I now live in the UK, when I got hired here they had to advertise my position to see if they could fill it locally before they could grant me a visa for it - this is the way.

hombre_fatal|7 months ago

Many years ago I was hired by {tech company} in {European country} (I'm from the US).

Once I worked there for a month and befriended my team, one of them showed me how they posted a fake job listing with exactly my experience, and we all laughed about it.

All of the implementations of this legislation seem trivial to rig. Even though it feels good to assume you outcompeted everyone in the UK with your leet skills and they had no option to import the heavy guns.

monkeycantype|7 months ago

I disagree, these are not anonymous people, but real work collegues that I enjoyed working with, who would love to be able to settle in Australia, and would make a great contribution to the country. Australia without post war migration would be a much duller place. The fact that companies use immigation as a lever against fair wages, doesn't mean that there are not also skills shortages in many areas. I don't think we should conflate that with the need to care for citizens, which I would rather we approach with fair tax systems, maybe some resource extraction royalties and using the increase tax income on vastly increased infrastructure and social spending.

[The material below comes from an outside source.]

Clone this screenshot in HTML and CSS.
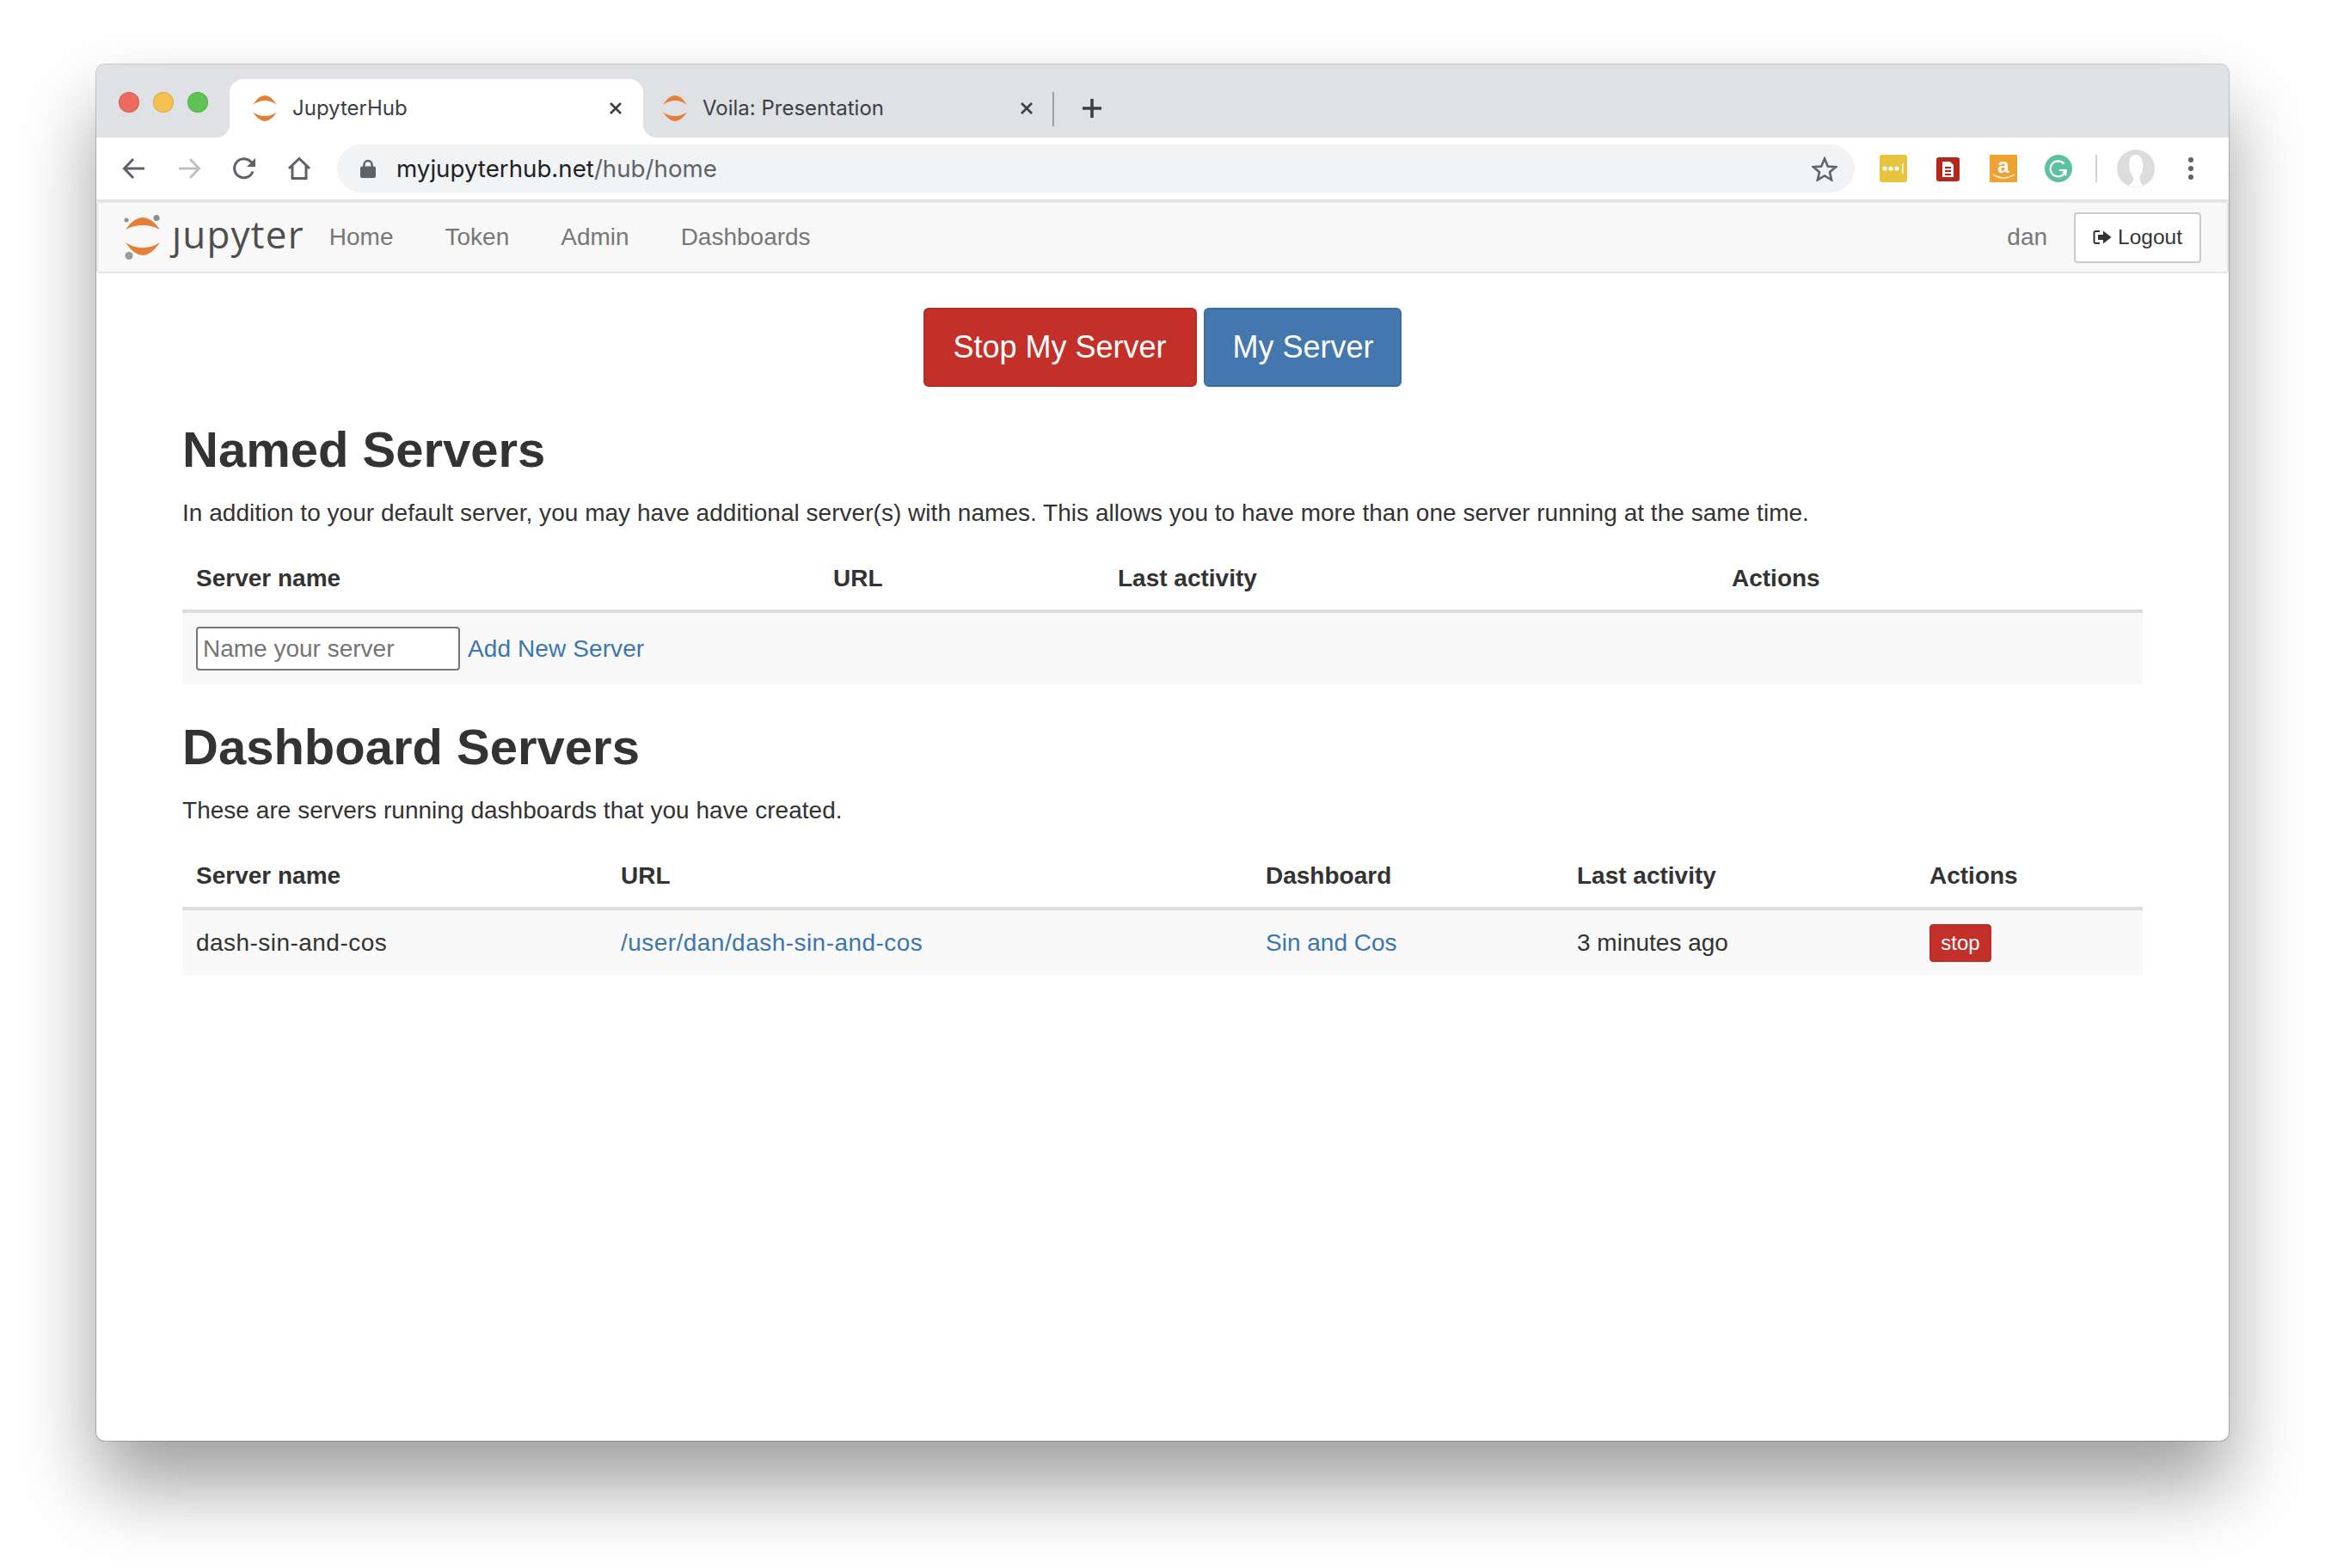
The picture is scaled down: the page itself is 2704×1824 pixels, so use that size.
FILE: index.html
```html
<!DOCTYPE html>
<html lang="en">
<head>
  <meta charset="UTF-8">
  <title>JupyterHub</title>
  <link rel="stylesheet" href="styles.css">
</head>
<body>
<div class="window">

  <div class="tabstrip">
    <div class="lights">
      <span class="light red"></span>
      <span class="light yellow"></span>
      <span class="light green"></span>
    </div>
    <div class="tab active">
      <svg class="favicon" viewBox="0 0 30 30"><path fill="#e67e35" d="M1 11Q15-11 29 11Q15 1 1 11ZM1 19.500Q15 40.500 29 19.500Q15 28.500 1 19.500Z"/></svg>
      <span class="tab-title">JupyterHub</span>
      <svg class="tab-close" viewBox="0 0 16 16"><path d="M2 2L14 14M14 2L2 14"/></svg>
    </div>
    <div class="tab">
      <svg class="favicon" viewBox="0 0 30 30"><path fill="#e67e35" d="M1 11Q15-11 29 11Q15 1 1 11ZM1 19.500Q15 40.500 29 19.500Q15 28.500 1 19.500Z"/></svg>
      <span class="tab-title">Voila: Presentation</span>
      <svg class="tab-close" viewBox="0 0 16 16"><path d="M2 2L14 14M14 2L2 14"/></svg>
    </div>
    <span class="tab-sep"></span>
    <svg class="new-tab" viewBox="0 0 24 24"><path d="M12 1V23M1 12H23"/></svg>
  </div>

  <div class="toolbar">
    <svg class="tool" viewBox="0 0 28 28"><path d="M26 14H3M13 3L2.500 14L13 25"/></svg>
    <svg class="tool off" viewBox="0 0 28 28"><path d="M2 14H25M15 3L25.500 14L15 25"/></svg>
    <svg class="tool" viewBox="0 0 28 28"><path d="M24 17.500A11 11 0 1 1 21.500 6L25 9"/><path class="solid" d="M27 2V12H17Z"/></svg>
    <svg class="tool" viewBox="0 0 28 28"><path d="M2 14L14 2.500L26 14M6 11V25.500H22V11"/></svg>
    <div class="omnibox">
      <svg class="lock" viewBox="0 0 18 22"><path fill="none" stroke="#5f6368" stroke-width="2.500" d="M4.500 10V6.500a4.500 4.500 0 0 1 9 0V10"/><rect y="8.500" width="18" height="13.500" rx="2" fill="#5f6368"/></svg>
      <span class="url">myjupyterhub.net<span class="url-path">/hub/home</span></span>
      <svg class="star" viewBox="0 0 30 29"><path d="M15 2.500L18.800 11.500L28 12.200L21 18.300L23.100 27.300L15 22.500L6.900 27.300L9 18.300L2 12.200L11.200 11.500Z"/></svg>
    </div>
    <div class="extensions">
      <svg class="ext" viewBox="0 0 32 32">
        <rect width="32" height="32" rx="3" fill="#e8c33f"/>
        <circle cx="6" cy="16" r="2.600" fill="#fff"/><circle cx="13" cy="16" r="2.600" fill="#fff"/><circle cx="20" cy="16" r="2.600" fill="#fff"/>
        <rect x="26" y="10" width="1.500" height="12" fill="#fff"/>
      </svg>
      <svg class="ext" viewBox="0 0 32 32">
        <rect x="2" y="3" width="27" height="28" rx="3" fill="#b5261b"/>
        <path fill="#fff" d="M9 8H18L22 12V26H9Z"/>
        <path stroke="#b5261b" stroke-width="2" d="M12 15H19M12 19H19M12 23H19"/>
      </svg>
      <svg class="ext" viewBox="0 0 32 32">
        <rect width="32" height="32" fill="#eda232"/>
        <text class="amazon-a" x="16" y="21" text-anchor="middle">a</text>
        <path fill="none" stroke="#fbe6c4" stroke-width="2" d="M4 23Q16 31 29 23"/>
      </svg>
      <svg class="ext" viewBox="0 0 32 32">
        <circle cx="16" cy="16" r="16" fill="#5bc29d"/>
        <path fill="none" stroke="#fff" stroke-width="2.200" d="M22.500 10.500A9 9 0 1 0 24.500 18H17"/>
        <path fill="#fff" d="M20 20L26 18L25 25Z"/>
      </svg>
      <span class="ext-sep"></span>
      <svg class="avatar" viewBox="0 0 44 44">
        <circle cx="22" cy="22" r="22" fill="#dcdcde"/>
        <path fill="#fff" d="M22 6C14 6 13 16 15 24C16 29 19 30 19 34C19 38 15 41 14 42Q22 45 30 42C27 38 26 34 27 30C30 26 31 20 30 15C29 9 26 6 22 6Z"/>
      </svg>
      <svg class="more" viewBox="0 0 6 26"><circle cx="3" cy="3" r="3"/><circle cx="3" cy="13" r="3"/><circle cx="3" cy="23" r="3"/></svg>
    </div>
  </div>

  <nav class="navbar">
    <a class="brand" href="#">
      <svg class="brand-icon" viewBox="0 0 44 52">
        <path fill="#e67e35" d="M2 17Q22-11 42 17Q22 7 2 17ZM2 32Q22 62 42 32Q22 44.500 2 32Z"/>
        <circle cx="3" cy="6" r="2.500" fill="#8c8c8c"/>
        <circle cx="38" cy="3.500" r="3.500" fill="#8c8c8c"/>
        <circle cx="6" cy="47.500" r="4.500" fill="#9a9a9a"/>
      </svg>
      <span class="brand-word">ȷupyter</span>
    </a>
    <ul class="nav-links">
      <li><a href="#">Home</a></li>
      <li><a href="#">Token</a></li>
      <li><a href="#">Admin</a></li>
      <li><a href="#">Dashboards</a></li>
    </ul>
    <span class="nav-user">dan</span>
    <a class="logout" href="#">
      <svg class="logout-icon" viewBox="0 0 22 18"><path fill="none" stroke="#333" stroke-width="2" d="M8 2H3.500Q1.500 2 1.500 4V14Q1.500 16 3.500 16H8"/><path fill="#333" d="M6 6H12V1.500L21.500 9L12 16.500V12H6Z"/></svg>
      Logout
    </a>
  </nav>

  <main class="content">
    <div class="server-buttons">
      <a class="btn btn-stop" href="#">Stop My Server</a>
      <a class="btn btn-primary" href="#">My Server</a>
    </div>

    <h2>Named Servers</h2>
    <p>In addition to your default server, you may have additional server(s) with names. This allows you to have more than one server running at the same time.</p>
    <table class="named">
      <thead>
        <tr><th>Server name</th><th>URL</th><th>Last activity</th><th>Actions</th></tr>
      </thead>
      <tbody>
        <tr>
          <td colspan="4" class="add-cell"><input type="text" placeholder="Name your server"><a class="add-link" href="#">Add New Server</a></td>
        </tr>
      </tbody>
    </table>

    <h2>Dashboard Servers</h2>
    <p>These are servers running dashboards that you have created.</p>
    <table class="dashboards">
      <thead>
        <tr><th>Server name</th><th>URL</th><th>Dashboard</th><th>Last activity</th><th>Actions</th></tr>
      </thead>
      <tbody>
        <tr>
          <td class="slug">dash-sin-and-cos</td>
          <td class="slug"><a href="#">/user/dan/dash-sin-and-cos</a></td>
          <td><a href="#">Sin and Cos</a></td>
          <td>3 minutes ago</td>
          <td><a class="btn-stop-small" href="#">stop</a></td>
        </tr>
      </tbody>
    </table>
  </main>
</div>
</body>
</html>
```

FILE: styles.css
```css
* { box-sizing: border-box; }

body {
  margin: 0;
  padding: 75px 112px 148px;
  background: #fff;
  font-family: "Liberation Sans", Arial, sans-serif;
  font-size: 28px;
  line-height: 40px;
  color: #333;
}

a { color: #3a76b0; text-decoration: none; }

.window {
  height: 1601px;
  background: #fff;
  border-radius: 10px;
  overflow: hidden;
  box-shadow: 0 52px 90px rgba(0,0,0,0.38), 0 0 0 1px rgba(0,0,0,0.2);
}

/* tabs */
.tabstrip {
  display: flex;
  height: 85px;
  padding-top: 17px;
  background: #dfe1e5;
}
.lights {
  display: flex;
  gap: 16px;
  padding: 15px 25px 0 26px;
}
.light {
  width: 24px;
  height: 24px;
  border-radius: 50%;
  border: 1px solid rgba(0,0,0,0.12);
}
.light.red { background: #ee6a5f; }
.light.yellow { background: #f6c04f; }
.light.green { background: #5fc454; }

.tab {
  display: flex;
  align-items: center;
  width: 476px;
  height: 68px;
  padding: 0 22px 0 22px;
  font-family: Inter, "Liberation Sans", sans-serif;
  font-size: 24px;
  color: #3c4043;
}
.tab.active {
  position: relative;
  width: 481px;
  padding: 0 24px 0 26px;
  background: #fff;
  border-radius: 16px 16px 0 0;
}
.tab.active::before,
.tab.active::after {
  content: "";
  position: absolute;
  bottom: 0;
  width: 16px;
  height: 16px;
}
.tab.active::before {
  left: -16px;
  background: radial-gradient(circle at 0 0, transparent 16px, #fff 16.5px);
}
.tab.active::after {
  right: -16px;
  background: radial-gradient(circle at 100% 0, transparent 16px, #fff 16.5px);
}
.favicon { width: 30px; height: 30px; margin-right: 17px; flex: none; }
.tab-close {
  width: 16px;
  height: 16px;
  margin-left: auto;
  fill: none;
  stroke: #3c4043;
  stroke-width: 2.6;
}
.tab-sep {
  width: 2px;
  height: 40px;
  margin-top: 15px;
  background: #9aa0a6;
}
.new-tab {
  width: 24px;
  height: 24px;
  margin: 22px 0 0 32px;
  fill: none;
  stroke: #3c4043;
  stroke-width: 3.6;
}

/* address bar */
.toolbar {
  display: flex;
  align-items: center;
  height: 74px;
  padding: 0 41px 0 30px;
  gap: 36px;
  background: #fff;
  border-bottom: 2px solid #dee1e6;
}
.tool {
  width: 28px;
  height: 28px;
  flex: none;
  fill: none;
  stroke: #5f6368;
  stroke-width: 3;
}
.tool.off { stroke: #bdc1c6; }
.tool .solid { fill: #5f6368; stroke: none; }
.omnibox {
  display: flex;
  align-items: center;
  flex: 1;
  height: 56px;
  margin: 0 -7px 0 -6px;
  padding: 0 20px 0 27px;
  border-radius: 28px;
  background: #f1f3f4;
}
.lock { width: 18px; height: 22px; margin-right: 24px; }
.url {
  flex: 1;
  font-family: Inter, "Liberation Sans", sans-serif;
  font-size: 27.7px;
  color: #202124;
}
.url-path { color: #5f6368; }
.star {
  width: 30px;
  height: 29px;
  fill: none;
  stroke: #5f6368;
  stroke-width: 2.6;
}
.extensions { display: flex; align-items: center; }
.ext { width: 32px; height: 32px; margin-right: 32px; flex: none; }
.ext:nth-child(4) { margin-right: 27px; }
.amazon-a {
  font-family: "Liberation Sans", sans-serif;
  font-weight: bold;
  font-size: 24px;
  fill: #fff;
}
.ext-sep { width: 2px; height: 32px; background: #d0d2d5; margin-right: 23px; }
.avatar { width: 44px; height: 44px; margin-right: 39px; }
.more { width: 6px; height: 26px; fill: #5f6368; }

/* jupyterhub navbar */
.navbar {
  display: flex;
  align-items: center;
  height: 84px;
  padding: 0 30px 0 30px;
  background: #f8f8f8;
  border: 2px solid #e7e7e7;
  border-radius: 4px;
}
.brand { display: flex; align-items: center; margin-right: 29px; }
.brand-icon { width: 44px; height: 52px; margin-right: 12px; }
.brand-word {
  margin-bottom: 9px;
  font-family: "Open Sans", "Noto Sans", sans-serif;
  font-weight: 400;
  font-size: 44px;
  letter-spacing: 1.2px;
  line-height: 50px;
  color: #4e4e4e;
}
.nav-links {
  display: flex;
  gap: 60px;
  flex: 1;
  margin: 0;
  padding: 0;
  list-style: none;
}
.nav-links a { color: #777; }
.nav-user { color: #777; margin-right: 31px; }
.logout {
  display: flex;
  align-items: center;
  height: 59px;
  padding: 0 20px;
  font-size: 24.5px;
  color: #333;
  background: #fff;
  border: 2px solid #ccc;
  border-radius: 4px;
}
.logout-icon { width: 22px; height: 18px; margin-right: 7px; }

/* page body */
.content { padding: 40px 100px 0; }
.server-buttons {
  display: flex;
  justify-content: center;
  gap: 8px;
  margin-bottom: 41px;
}
.btn {
  display: block;
  padding: 23px 32px;
  font-size: 36px;
  line-height: 42px;
  color: #fff;
  border: 2px solid;
  border-radius: 6px;
}
.btn-stop { background: #c3302a; border-color: #b62c26; padding-right: 33px; }
.btn-primary { background: #4477ae; border-color: #3e6da1; padding-right: 30px; }

h2 {
  margin: 41px 0 22px;
  font-size: 58px;
  font-weight: bold;
  line-height: 64px;
}
p {
  margin: 0 0 20px;
  letter-spacing: 0.03px;
}

table {
  width: 100%;
  border-collapse: collapse;
  table-layout: fixed;
}
th, td { padding: 16px; text-align: left; }
th { font-weight: bold; border-bottom: 4px solid #ddd; }
td { background: #f9f9f9; }
.slug { letter-spacing: 0.46px; }

.named th:nth-child(1) { width: 741px; }
.named th:nth-child(2) { width: 331px; }
.named th:nth-child(3) { width: 714px; }

.dashboards th:nth-child(1) { width: 494px; }
.dashboards th:nth-child(2) { width: 750px; }
.dashboards th:nth-child(3) { width: 362px; }
.dashboards th:nth-child(4) { width: 410px; }

.add-cell input {
  width: 307px;
  height: 51px;
  padding: 0 6px;
  font: inherit;
  color: #333;
  background: #fff;
  border: 2px solid #767676;
  border-radius: 4px;
  vertical-align: middle;
}
.add-cell input::placeholder { color: #757575; }
.add-link { margin-left: 9px; vertical-align: middle; letter-spacing: 0.1px; }

.btn-stop-small {
  display: inline-block;
  width: 72px;
  height: 44px;
  font-size: 24px;
  line-height: 42px;
  text-align: center;
  color: #fff;
  background: #c3302a;
  border: 1px solid #b62c26;
  border-radius: 4px;
  vertical-align: middle;
}
```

Blaming immigrants instead of systematic explotation and inequality takes us down the disasterous Brexit path.

wat10000|7 months ago

Was there literally nobody in the country capable of doing what you do? Or were they just not willing to pay enough?

f1shy|7 months ago

>> via contracing companies that force them to sign separate secret contracts that prevent them from pushing for their full legal rights under Australian labor law

Where is the line between that and plain slavery?

DoneWithAllThat|7 months ago

Slaves are not paid wages. There’s no need to resort to hyperbole here, the practices are abhorrent enough without it.

monkeycantype|7 months ago

I'm ont talking about anonomous people, I'm talking about remote-work collegues whose name I know. They were not slaves, they were absolutley paid wages, but not equivalent wages to local hires.